О.Л. Является ли ЕГЭ эффективным способом борьбы с коррупцией? Ведь именно эта цель озвучивалась как главная при введении этого экзамена.
Е.П. Мне нравится ЕГЭ как концепция, но не нравится, как он проводится. Единый, независимый экзамен нужно вводить, чтобы никакие личные отношения не могли повлиять на итоговую оценку выпускников. Единый экзамен позволяет объективно оценить знания, ведь в конце работы необходимо проверить, насколько эффективной она была. Но у нас вертикальность системы превратила его в истину в последней инстанции. Родители и выпускники в последние годы учебы в школе больше думают не о том, чему они учатся и как они учатся, а о том, как половчее составить перечень сдаваемых ЕГЭ. И старшеклассник, который еще толком не решил, кем он хочет стать, уже должен точно знать, какие экзамены он будет сдавать, чтобы этим неизвестно кем стать. На самом деле я вообще не понимаю, почему система решила, что в свои 16–17 лет молодой человек должен раз и навсегда решить, кем он хочет быть? Почему он обязан забивать себе голову узкими знаниями в одном направлении? Молодой человек должен получать разнообразные знания, искать, общаться, жить полной, активной, насыщенной жизнью, пробовать, ошибаться. А система ЕГЭ практически не дает права на столь естественную в этом возрасте ошибку.
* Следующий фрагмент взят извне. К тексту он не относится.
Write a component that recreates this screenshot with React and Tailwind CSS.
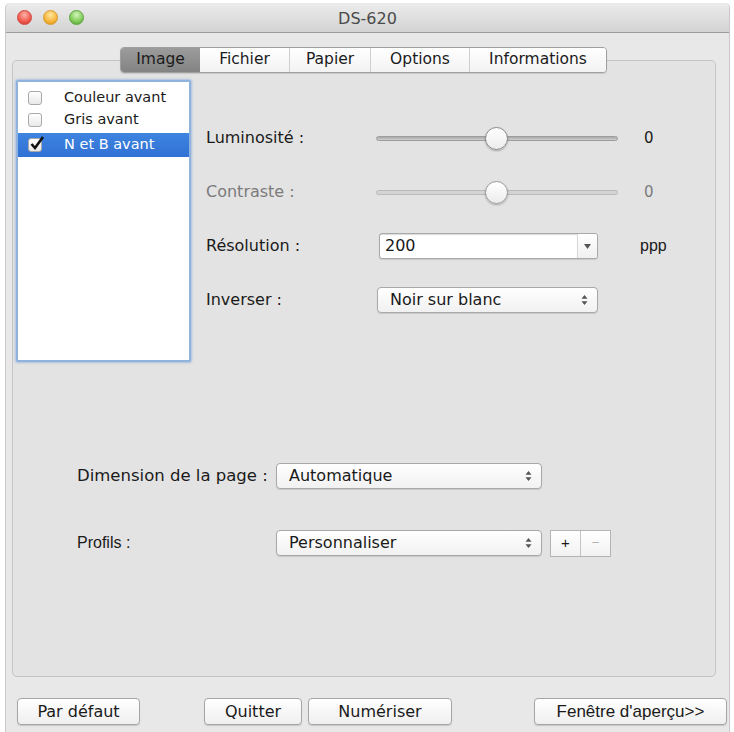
import React from 'react';

const ui = { fontFamily: '"DejaVu Sans", "Noto Sans", sans-serif' };
const arial = { fontFamily: '"Liberation Sans", Arial, sans-serif' };

function UpDown({ className = '' }) {
  return (
    <svg className={className} width="7" height="12" viewBox="0 0 7 12">
      <path d="M3.5 1 L6.5 4.8 L0.5 4.8 Z" fill="#555" />
      <path d="M3.5 11 L6.5 7.2 L0.5 7.2 Z" fill="#555" />
    </svg>
  );
}

function Popup({ label, width }) {
  return (
    <div
      className="h-[26px] flex items-center justify-between pl-3 pr-[9px] rounded-[4px] border border-[#a8a8a8] bg-gradient-to-b from-white to-[#f1f1f1] shadow-[0_1px_1px_rgba(0,0,0,0.12)] text-[16px] text-[#1a1a1a]"
      style={{ width }}
    >
      <span>{label}</span>
      <UpDown />
    </div>
  );
}

function Slider({ disabled }) {
  return (
    <div className="relative w-[242px] h-[24px] flex items-center">
      <div
        className={`w-full h-[5px] rounded-full border ${
          disabled ? 'border-[#b9b9b9] bg-[#d4d4d4]' : 'border-[#9d9d9d] bg-gradient-to-b from-[#a9a9a9] to-[#cfcfcf]'
        }`}
      />
      <div
        className={`absolute left-[109px] top-[1px] w-[23px] h-[23px] rounded-full border bg-gradient-to-b from-white to-[#ececec] shadow-[0_1px_2px_rgba(0,0,0,0.25)] ${
          disabled ? 'border-[#9c9c9c]' : 'border-[#8a8a8a]'
        }`}
      />
    </div>
  );
}

function Check({ checked }) {
  return (
    <div className="relative w-[14px] h-[14px] rounded-[3px] border border-[#a9a9a9] bg-gradient-to-b from-white to-[#e9e9e9]">
      {checked && (
        <svg className="absolute -top-[4px] left-[0px]" width="17" height="17" viewBox="0 0 17 17">
          <path d="M2.5 9 L6 13 L14 2" fill="none" stroke="#111" strokeWidth="2.6" />
        </svg>
      )}
    </div>
  );
}

function Button({ children, className = '', font = ui, size = 'text-[16px]' }) {
  return (
    <div
      className={`h-[27px] flex items-center justify-center rounded-[4px] border border-[#a6a6a6] bg-gradient-to-b from-white to-[#efefef] shadow-[0_1px_1px_rgba(0,0,0,0.15)] text-[#1a1a1a] ${size} ${className}`}
      style={font}
    >
      {children}
    </div>
  );
}

const tabs = [
  { name: 'Image', w: 79 },
  { name: 'Fichier', w: 89 },
  { name: 'Papier', w: 81 },
  { name: 'Options', w: 99 },
  { name: 'Informations', w: 137 },
];

export default function App() {
  return (
    <div className="w-[734px] h-[732px] bg-white overflow-hidden" style={ui}>
      <div className="ml-[5px] mt-[3px] w-[725px] h-[729px] rounded-t-[5px] bg-[#e8e8e8] border-x border-[#c9c9c9] flex flex-col">
        {/* Title bar */}
        <div className="relative h-[30px] rounded-t-[5px] bg-gradient-to-b from-[#ececec] to-[#d3d3d3] border-b border-[#9c9c9c] flex items-center">
          <div className="flex gap-[11px] ml-[11px]">
            <div className="w-[15px] h-[15px] rounded-full border border-[#d0463f] bg-[radial-gradient(circle_at_50%_30%,#ffb2a8,#f0574d_60%,#c8342c)]" />
            <div className="w-[15px] h-[15px] rounded-full border border-[#d89a2c] bg-[radial-gradient(circle_at_50%_30%,#ffe6a0,#f6b53a_60%,#d58d16)]" />
            <div className="w-[15px] h-[15px] rounded-full border border-[#5ca63e] bg-[radial-gradient(circle_at_50%_30%,#d2f5b8,#7fca58_60%,#4c9a2d)]" />
          </div>
          <div className="absolute inset-x-0 top-[4px] text-center text-[16px] text-[#4a4a4a]">DS-620</div>
        </div>

        {/* Tabs */}
        <div className="mt-[14px] ml-[114px] flex relative z-10 -mb-[13px] h-[26px]">
          <div className="flex rounded-[4px] border border-[#9f9f9f] overflow-hidden shadow-[0_1px_1px_rgba(0,0,0,0.12)]">
            {tabs.map((t, i) => (
              <div
                key={t.name}
                className={`flex items-center justify-center text-[15.5px] ${
                  i === 0
                    ? 'bg-gradient-to-b from-[#9c9c9c] to-[#838383] text-[#1b1b1b]'
                    : 'bg-gradient-to-b from-white to-[#f3f3f3] text-[#1b1b1b] border-l border-[#cfcfcf]'
                } ${i === 1 ? 'border-l-0' : ''}`}
                style={{ width: t.w }}
              >
                {t.name}
              </div>
            ))}
          </div>
        </div>

        {/* Group box */}
        <div className="ml-[6px] w-[704px] h-[617px] rounded-[5px] border border-[#c4c4c4] bg-[#e3e3e3] flex flex-col">
          <div className="flex mt-[19px]">
            {/* List */}
            <div className="ml-[3px] w-[175px] h-[282px] bg-white border-[2px] border-[#8fb3dc] rounded-[2px] shadow-[0_0_2px_1px_rgba(120,160,215,0.5)] pt-[5px]">
              <div className="h-[22px] flex items-center pl-[10px] gap-[22px] text-[14.5px] text-[#1a1a1a]">
                <Check />
                <span>Couleur avant</span>
              </div>
              <div className="h-[22px] flex items-center pl-[10px] gap-[22px] text-[14.5px] text-[#1a1a1a]">
                <Check />
                <span>Gris avant</span>
              </div>
              <div className="mt-[2px] h-[24px] flex items-center pl-[10px] gap-[22px] text-[14.5px] text-white bg-gradient-to-b from-[#3f84e0] to-[#2f71d5]">
                <Check checked />
                <span>N et B avant</span>
              </div>
            </div>

            {/* Controls */}
            <div className="ml-[15px] pt-[45px] flex flex-col gap-[28px]">
              <div className="h-[26px] flex items-center">
                <span className="w-[170px] text-[16px] text-[#1a1a1a]">Luminosité :</span>
                <Slider />
                <span className="ml-[26px] text-[15px] text-[#1a1a1a]">0</span>
              </div>
              <div className="h-[26px] flex items-center">
                <span className="w-[170px] text-[16px] text-[#7b7b7b]">Contraste :</span>
                <Slider disabled />
                <span className="ml-[26px] text-[15px] text-[#7b7b7b]">0</span>
              </div>
              <div className="h-[26px] flex items-center">
                <span className="w-[173px] text-[16px] text-[#1a1a1a]">Résolution :</span>
                <div className="w-[219px] h-[26px] flex border border-[#a9a9a9] rounded-[3px] bg-white shadow-[0_1px_1px_rgba(0,0,0,0.12)]">
                  <div className="flex-1 flex items-center pl-[5px] text-[16px] text-[#1a1a1a] shadow-[inset_0_1px_1px_rgba(0,0,0,0.15)]">200</div>
                  <div className="w-[20px] flex items-center justify-center border-l border-[#d8d8d8] bg-gradient-to-b from-white to-[#f0f0f0] rounded-r-[3px]">
                    <svg width="7" height="5" viewBox="0 0 7 5">
                      <path d="M0 0 L7 0 L3.5 5 Z" fill="#555" />
                    </svg>
                  </div>
                </div>
                <span className="ml-[42px] text-[16px] text-[#1a1a1a]" style={arial}>ppp</span>
              </div>
              <div className="h-[26px] flex items-center">
                <span className="w-[171px] text-[16px] text-[#1a1a1a]">Inverser :</span>
                <Popup label="Noir sur blanc" width={221} />
              </div>
            </div>
          </div>

          {/* Page size / Profiles */}
          <div className="mt-[101px] ml-[64px] flex flex-col gap-[41px]">
            <div className="h-[26px] flex items-center">
              <span className="w-[199px] text-[16.5px] text-[#1a1a1a]">Dimension de la page :</span>
              <Popup label="Automatique" width={266} />
            </div>
            <div className="h-[26px] flex items-center">
              <span className="w-[199px] text-[16px] text-[#1a1a1a]" style={arial}>Profils :</span>
              <Popup label="Personnaliser" width={266} />
              <div className="ml-[8px] flex h-[27px] border border-[#b4b4b4] bg-gradient-to-b from-white to-[#f2f2f2]">
                <div className="w-[30px] flex items-center justify-center text-[15px] text-[#1a1a1a] border-r border-[#c4c4c4]" style={arial}>+</div>
                <div className="w-[29px] flex items-center justify-center text-[13px] text-[#b0b0b0]" style={arial}>−</div>
              </div>
            </div>
          </div>
        </div>

        {/* Bottom buttons */}
        <div className="mt-[21px] ml-[11px] flex items-center">
          <Button className="w-[123px]">Par défaut</Button>
          <Button className="ml-[64px] w-[98px]">Quitter</Button>
          <Button className="ml-[6px] w-[144px]">Numériser</Button>
          <Button className="ml-[82px] w-[193px]" font={arial} size="text-[17px]">Fenêtre d&apos;aperçu&gt;&gt;</Button>
        </div>
      </div>
    </div>
  );
}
ЕГЭ из простого инструмента унифицированной оценки знаний превратился в идола и священную корову – ведь теперь от него и только от него зависит будущее вступающего во взрослую жизнь человека. Одиннадцатый класс, который для меня, как и для многих других, был самый любимый в школе (интересные предметы, с тобой говорят как со взрослым, много друзей, еще больше планов и стремлений), превратился в каторгу. Да еще и с возможностями манипулирования результатами. Вводить ЕГЭ имело бы смысл только после того, как была бы создана и принята всем обществом человекоцентричность всей системы образования, а отчетность в ней является лишь инструментом измерения эффективности и качества. ЕГЭ – это лишь инструмент, который отражает все пороки даже не самой системы образования, а всего уклада общественных отношений.